▶ _DIRECTIONS FOR THIS TASK_: Search the data below for "index"; list each line that holds it.

▶ _PROVIDED MATERIAL_:
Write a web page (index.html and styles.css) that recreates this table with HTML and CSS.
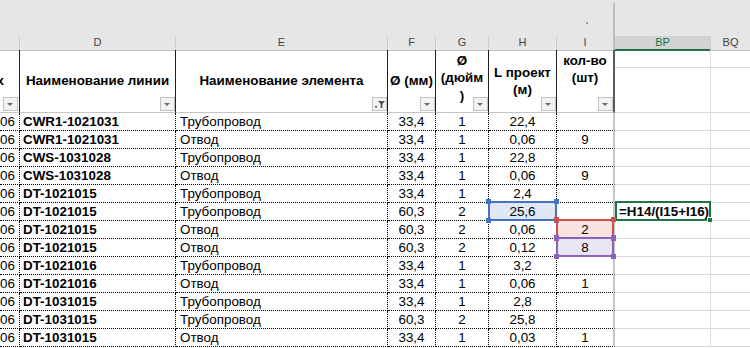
FILE: index.html
```html
<!DOCTYPE html>
<html lang="ru">
<head>
<meta charset="utf-8">
<title>Sheet</title>
<link rel="stylesheet" href="styles.css">
</head>
<body>
<div class="app">
  <div class="topbar"><span class="dot"></span><span class="split"></span></div>
  <div class="letters">
    <div class="lt"></div>
    <div class="lt">D</div>
    <div class="lt">E</div>
    <div class="lt">F</div>
    <div class="lt">G</div>
    <div class="lt">H</div>
    <div class="lt lt-i">I</div>
    <div class="lt lt-sel">BP</div>
    <div class="lt lt-last">BQ</div>
  </div>
  <div class="sheet">
    <div class="hd hd-c">х<span class="fb fb-c"></span></div>
    <div class="hd">Наименование линии<span class="fb"></span></div>
    <div class="hd">Наименование элемента<span class="fb fb-on"><svg width="13" height="12" viewBox="0 0 13 12"><rect x="2" y="8" width="2" height="1.5" fill="#555"/><path d="M5 3h7l-2.6 3v4h-1.8v-4z" fill="#555"/></svg></span></div>
    <div class="hd">Ø (мм)<span class="fb"></span></div>
    <div class="hd hd-up">Ø<br>(дюйм<br>)<span class="fb"></span></div>
    <div class="hd">L проект<br>(м)<span class="fb"></span></div>
    <div class="hd hd-i hd-up">кол-во<br>(шт)<br>&nbsp;<span class="fb"></span></div>
    <div class="g gbp"></div><div class="g"></div>
    <div class="g gbp"></div><div class="g"></div>

    <div class="c cc">2706</div><div class="c cd">CWR1-1021031</div><div class="c ce">Трубопровод</div><div class="c num">33,4</div><div class="c num">1</div><div class="c num">22,4</div><div class="c num ci"></div><div class="g gbp"></div><div class="g"></div>
    <div class="c cc">2706</div><div class="c cd">CWR1-1021031</div><div class="c ce">Отвод</div><div class="c num">33,4</div><div class="c num">1</div><div class="c num">0,06</div><div class="c num ci">9</div><div class="g gbp"></div><div class="g"></div>
    <div class="c cc">2706</div><div class="c cd">CWS-1031028</div><div class="c ce">Трубопровод</div><div class="c num">33,4</div><div class="c num">1</div><div class="c num">22,8</div><div class="c num ci"></div><div class="g gbp"></div><div class="g"></div>
    <div class="c cc">2706</div><div class="c cd">CWS-1031028</div><div class="c ce">Отвод</div><div class="c num">33,4</div><div class="c num">1</div><div class="c num">0,06</div><div class="c num ci">9</div><div class="g gbp"></div><div class="g"></div>
    <div class="c cc">2706</div><div class="c cd">DT-1021015</div><div class="c ce">Трубопровод</div><div class="c num">33,4</div><div class="c num">1</div><div class="c num">2,4</div><div class="c num ci"></div><div class="g gbp"></div><div class="g"></div>
    <div class="c cc">2706</div><div class="c cd">DT-1021015</div><div class="c ce">Трубопровод</div><div class="c num">60,3</div><div class="c num">2</div><div class="c num fill-blue">25,6<span class="sel sel-blue"><i class="h tl"></i><i class="h tr"></i><i class="h bl"></i><i class="h br"></i></span></div><div class="c num ci"></div><div class="g gbp formula">=H14/(I15+I16)<span class="sel sel-green"><i class="h br"></i></span></div><div class="g"></div>
    <div class="c cc">2706</div><div class="c cd">DT-1021015</div><div class="c ce">Отвод</div><div class="c num">60,3</div><div class="c num">2</div><div class="c num">0,06</div><div class="c num ci fill-red">2<span class="sel sel-red"><i class="h tl"></i><i class="h tr"></i><i class="h bl"></i><i class="h br"></i></span></div><div class="g gbp"></div><div class="g"></div>
    <div class="c cc">2706</div><div class="c cd">DT-1021015</div><div class="c ce">Отвод</div><div class="c num">60,3</div><div class="c num">2</div><div class="c num">0,12</div><div class="c num ci fill-purple">8<span class="sel sel-purple"><i class="h tl"></i><i class="h tr"></i><i class="h bl"></i><i class="h br"></i></span></div><div class="g gbp"></div><div class="g"></div>
    <div class="c cc">2706</div><div class="c cd">DT-1021016</div><div class="c ce">Трубопровод</div><div class="c num">33,4</div><div class="c num">1</div><div class="c num">3,2</div><div class="c num ci"></div><div class="g gbp"></div><div class="g"></div>
    <div class="c cc">2706</div><div class="c cd">DT-1021016</div><div class="c ce">Отвод</div><div class="c num">33,4</div><div class="c num">1</div><div class="c num">0,06</div><div class="c num ci">1</div><div class="g gbp"></div><div class="g"></div>
    <div class="c cc">2706</div><div class="c cd">DT-1031015</div><div class="c ce">Трубопровод</div><div class="c num">33,4</div><div class="c num">1</div><div class="c num">2,8</div><div class="c num ci"></div><div class="g gbp"></div><div class="g"></div>
    <div class="c cc">2706</div><div class="c cd">DT-1031015</div><div class="c ce">Трубопровод</div><div class="c num">60,3</div><div class="c num">2</div><div class="c num">25,8</div><div class="c num ci"></div><div class="g gbp"></div><div class="g"></div>
    <div class="c cc">2706</div><div class="c cd">DT-1031015</div><div class="c ce">Отвод</div><div class="c num">33,4</div><div class="c num">1</div><div class="c num">0,03</div><div class="c num ci">1</div><div class="g gbp"></div><div class="g"></div>
  </div>
</div>
</body>
</html>
```

FILE: styles.css
```css
* { box-sizing: border-box; margin: 0; padding: 0; }
html, body { margin: 0; background: #fff; }
body {
  width: 750px;
  height: 348px;
  overflow: hidden;
  font-family: "Liberation Sans", Arial, sans-serif;
  color: #000;
}
.app {
  --cols: 20px 156px 212px 48px 53px 68px 58px 96px 39px;
  width: 750px;
}
.topbar {
  height: 36px;
  background: #e6e6e6;
  display: flex;
}
.dot {
  width: 2px;
  height: 2px;
  background: #9c9c9c;
  margin: 22px 0 0 586px;
}
.split {
  width: 2px;
  margin: 3px 0 0 25px;
  background: #bdbdbd;
}
.letters {
  display: grid;
  grid-template-columns: var(--cols);
  height: 14px;
  background: #e6e6e6;
}
.lt {
  border-right: 1px solid #cbcbcb;
  border-bottom: 1px solid #c3c3c3;
  font-size: 11px;
  line-height: 13px;
  color: #444;
  text-align: center;
}
.lt-i { border-right: 2px solid #bdbdbd; }
.lt-sel {
  background: #d3d3d3;
  color: #217346;
  border-bottom: 2px solid #217346;
}
.lt-last { border-right: none; }

.sheet {
  display: grid;
  grid-template-columns: var(--cols);
  grid-template-rows: 18px 45px repeat(13, 18px);
}
.hd {
  grid-row: span 2;
  position: relative;
  border-right: 1px solid #1f1f1f;
  border-bottom: 1px solid #c6c6c6;
  display: flex;
  align-items: center;
  justify-content: center;
  text-align: center;
  font-weight: bold;
  font-size: 13.4px;
  line-height: 17.5px;
  white-space: nowrap;
}
.hd-c {
  justify-content: flex-end;
  padding-right: 15px;
  overflow: hidden;
}
.hd-up { padding-bottom: 6px; }
.hd-i { border-right: 2px solid #5c5c5c; }
.fb {
  position: absolute;
  right: 0;
  bottom: 1px;
  width: 15px;
  height: 14px;
  background: #f3f3f3;
  border: 1px solid #c2c2c2;
}
.fb::after {
  content: "";
  position: absolute;
  left: 3px;
  top: 5px;
  border-left: 3px solid transparent;
  border-right: 3px solid transparent;
  border-top: 3px solid #6a6a6a;
}
.fb-c { right: 1px; }
.fb-on::after { display: none; }
.fb-on svg { display: block; }
.g {
  border-bottom: 1px solid #dadada;
  position: relative;
}
.gbp { border-right: 1px solid #dadada; }
.c {
  position: relative;
  border-right: 1px dotted #000;
  border-bottom: 1px dotted #000;
  font-size: 13.4px;
  line-height: 17px;
  white-space: nowrap;
}
.cc {
  overflow: hidden;
  text-align: right;
  padding-right: 4px;
  display: flex;
  justify-content: flex-end;
}
.cd { font-weight: bold; padding-left: 3px; }
.ce { padding-left: 4px; }
.num { text-align: center; }
.ci { border-right: 2px solid #c6c6c6; }
.formula {
  font-size: 13.4px;
  line-height: 17px;
  font-weight: bold;
  padding-left: 4px;
  white-space: nowrap;
}
.fill-blue { background: #dfe8f6; }
.fill-red { background: #f8e2e2; }
.fill-purple { background: #e9e5f3; }
.sel {
  position: absolute;
  top: -2px;
  right: -1px;
  bottom: -1px;
  left: -1px;
  border: 2px solid;
  z-index: 2;
}
.sel-blue { border-color: #4472c4; }
.sel-red { border-color: #d0504d; }
.sel-purple { border-color: #8a63c0; z-index: 3; }
.sel-green { border-color: #217346; left: 0; right: -1px; }
.h {
  position: absolute;
  width: 5px;
  height: 5px;
}
.sel-blue .h { background: #4472c4; }
.sel-red .h { background: #d0504d; }
.sel-purple .h { background: #8a63c0; }
.sel-green .h {
  background: #217346;
  border: 1px solid #fff;
  width: 6px;
  height: 6px;
}
.tl { left: -4px; top: -4px; }
.tr { right: -4px; top: -4px; }
.bl { left: -4px; bottom: -4px; }
.br { right: -4px; bottom: -4px; }
```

▶ _ANSWER FOR THIS EXERCISE_:
Write a web page (index.html and styles.css) that recreates this table with HTML and CSS.
FILE: index.html
  z-index: 2;
.sel-purple { border-color: #8a63c0; z-index: 3; }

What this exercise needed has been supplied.